Stored data:
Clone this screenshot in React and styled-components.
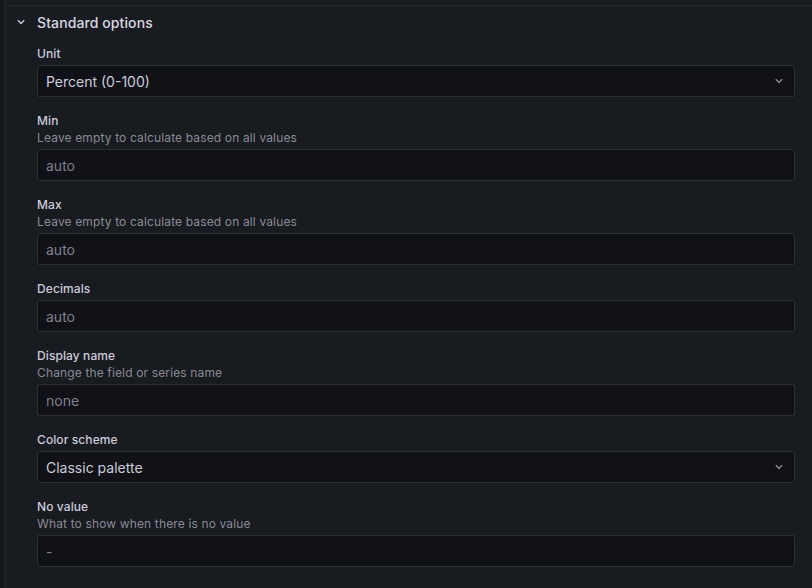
import React from "react";
import styled, { createGlobalStyle } from "styled-components";

const GlobalStyle = createGlobalStyle`
  html, body {
    margin: 0;
    padding: 0;
    background: #141619;
  }
  body {
    font-family: Inter, "Noto Sans", sans-serif;
    color: #ccccdc;
    -webkit-font-smoothing: antialiased;
  }
`;

const fields = [
  { label: "Unit", value: "Percent (0-100)", select: true },
  { label: "Min", description: "Leave empty to calculate based on all values", placeholder: "auto" },
  { label: "Max", description: "Leave empty to calculate based on all values", placeholder: "auto" },
  { label: "Decimals", placeholder: "auto" },
  { label: "Display name", description: "Change the field or series name", placeholder: "none" },
  { label: "Color scheme", value: "Classic palette", select: true },
  { label: "No value", description: "What to show when there is no value", placeholder: "-" },
];

function Chevron({ size = 16 }) {
  return (
    <svg width={size} height={size} viewBox="0 0 24 24" fill="currentColor">
      <path d="M17 9.17a1 1 0 0 0-1.41 0L12 12.71 8.46 9.17a1 1 0 0 0-1.41 0 1 1 0 0 0 0 1.42l4.24 4.24a1 1 0 0 0 1.420 0L17 10.59a1 1 0 0 0 0-1.42Z" />
    </svg>
  );
}

export default function App() {
  return (
    <>
      <GlobalStyle />
      <Pane>
        <PrevSection />
        <Section>
          <Header>
            <Toggle>
              <Chevron />
            </Toggle>
            <Title>Standard options</Title>
          </Header>
          <Body>
            {fields.map((f) => (
              <Field key={f.label}>
                <Label>{f.label}</Label>
                {f.description && <Description>{f.description}</Description>}
                <InputBox>
                  {f.select ? (
                    <>
                      <Value>{f.value}</Value>
                      <Caret>
                        <Chevron />
                      </Caret>
                    </>
                  ) : (
                    <Placeholder>{f.placeholder}</Placeholder>
                  )}
                </InputBox>
              </Field>
            ))}
          </Body>
        </Section>
      </Pane>
    </>
  );
}

const Pane = styled.div`
  margin-left: 4px;
  height: 588px;
  overflow: hidden;
  background: #181b1f;
  border-left: 1px solid #24272c;
`;

const PrevSection = styled.div`
  height: 5px;
  border-bottom: 1px solid #24272c;
`;

const Section = styled.section`
  padding: 0 17px 0 0;
`;

const Header = styled.div`
  display: flex;
  align-items: center;
  height: 32px;
`;

const Toggle = styled.span`
  width: 32px;
  display: flex;
  justify-content: center;
  color: #ccccdc;
  svg {
    margin-left: -1px;
  }
`;

const Title = styled.h3`
  margin: 0;
  font-size: 14px;
  font-weight: 500;
  letter-spacing: 0.1px;
  color: #d8d8e4;
`;

const Body = styled.div`
  display: flex;
  flex-direction: column;
  gap: 15px;
  padding: 7px 0 0 32px;
`;

const Field = styled.div`
  display: flex;
  flex-direction: column;
`;

const Label = styled.div`
  font-size: 12px;
  font-weight: 500;
  line-height: 17px;
  letter-spacing: 0.1px;
  color: #ccccdc;
`;

const Description = styled.div`
  font-size: 12px;
  line-height: 17px;
  letter-spacing: 0.14px;
  color: rgba(204, 204, 220, 0.65);
`;

const InputBox = styled.div`
  margin-top: 3px;
  height: 32px;
  box-sizing: border-box;
  display: flex;
  align-items: center;
  padding: 0 8px;
  background: #111217;
  border: 1px solid #2c2f35;
  border-radius: 2px;
  font-size: 14px;
`;

const Value = styled.span`
  flex: 1;
  color: #ccccdc;
`;

const Placeholder = styled.span`
  color: rgba(204, 204, 220, 0.6);
`;

const Caret = styled.span`
  display: flex;
  color: rgba(204, 204, 220, 0.65);
  margin-right: -1px;
`;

The exercise: Produce an exact copy of each line of data, skipping embedded images.

Answer to the exercise:
Clone this screenshot in React and styled-components.
import React from "react";
import styled, { createGlobalStyle } from "styled-components";

const GlobalStyle = createGlobalStyle`
  html, body {
    margin: 0;
    padding: 0;
    background: #141619;
  }
  body {
    font-family: Inter, "Noto Sans", sans-serif;
    color: #ccccdc;
    -webkit-font-smoothing: antialiased;
  }
`;

const fields = [
  { label: "Unit", value: "Percent (0-100)", select: true },
  { label: "Min", description: "Leave empty to calculate based on all values", placeholder: "auto" },
  { label: "Max", description: "Leave empty to calculate based on all values", placeholder: "auto" },
  { label: "Decimals", placeholder: "auto" },
  { label: "Display name", description: "Change the field or series name", placeholder: "none" },
  { label: "Color scheme", value: "Classic palette", select: true },
  { label: "No value", description: "What to show when there is no value", placeholder: "-" },
];

function Chevron({ size = 16 }) {
  return (
    <svg width={size} height={size} viewBox="0 0 24 24" fill="currentColor">
      <path d="M17 9.17a1 1 0 0 0-1.41 0L12 12.71 8.46 9.17a1 1 0 0 0-1.41 0 1 1 0 0 0 0 1.42l4.24 4.24a1 1 0 0 0 1.420 0L17 10.59a1 1 0 0 0 0-1.42Z" />
    </svg>
  );
}

export default function App() {
  return (
    <>
      <GlobalStyle />
      <Pane>
        <PrevSection />
        <Section>
          <Header>
            <Toggle>
              <Chevron />
            </Toggle>
            <Title>Standard options</Title>
          </Header>
          <Body>
            {fields.map((f) => (
              <Field key={f.label}>
                <Label>{f.label}</Label>
                {f.description && <Description>{f.description}</Description>}
                <InputBox>
                  {f.select ? (
                    <>
                      <Value>{f.value}</Value>
                      <Caret>
                        <Chevron />
                      </Caret>
                    </>
                  ) : (
                    <Placeholder>{f.placeholder}</Placeholder>
                  )}
                </InputBox>
              </Field>
            ))}
          </Body>
        </Section>
      </Pane>
    </>
  );
}

const Pane = styled.div`
  margin-left: 4px;
  height: 588px;
  overflow: hidden;
  background: #181b1f;
  border-left: 1px solid #24272c;
`;

const PrevSection = styled.div`
  height: 5px;
  border-bottom: 1px solid #24272c;
`;

const Section = styled.section`
  padding: 0 17px 0 0;
`;

const Header = styled.div`
  display: flex;
  align-items: center;
  height: 32px;
`;

const Toggle = styled.span`
  width: 32px;
  display: flex;
  justify-content: center;
  color: #ccccdc;
  svg {
    margin-left: -1px;
  }
`;

const Title = styled.h3`
  margin: 0;
  font-size: 14px;
  font-weight: 500;
  letter-spacing: 0.1px;
  color: #d8d8e4;
`;

const Body = styled.div`
  display: flex;
  flex-direction: column;
  gap: 15px;
  padding: 7px 0 0 32px;
`;

const Field = styled.div`
  display: flex;
  flex-direction: column;
`;

const Label = styled.div`
  font-size: 12px;
  font-weight: 500;
  line-height: 17px;
  letter-spacing: 0.1px;
  color: #ccccdc;
`;

const Description = styled.div`
  font-size: 12px;
  line-height: 17px;
  letter-spacing: 0.14px;
  color: rgba(204, 204, 220, 0.65);
`;

const InputBox = styled.div`
  margin-top: 3px;
  height: 32px;
  box-sizing: border-box;
  display: flex;
  align-items: center;
  padding: 0 8px;
  background: #111217;
  border: 1px solid #2c2f35;
  border-radius: 2px;
  font-size: 14px;
`;

const Value = styled.span`
  flex: 1;
  color: #ccccdc;
`;

const Placeholder = styled.span`
  color: rgba(204, 204, 220, 0.6);
`;

const Caret = styled.span`
  display: flex;
  color: rgba(204, 204, 220, 0.65);
  margin-right: -1px;
`;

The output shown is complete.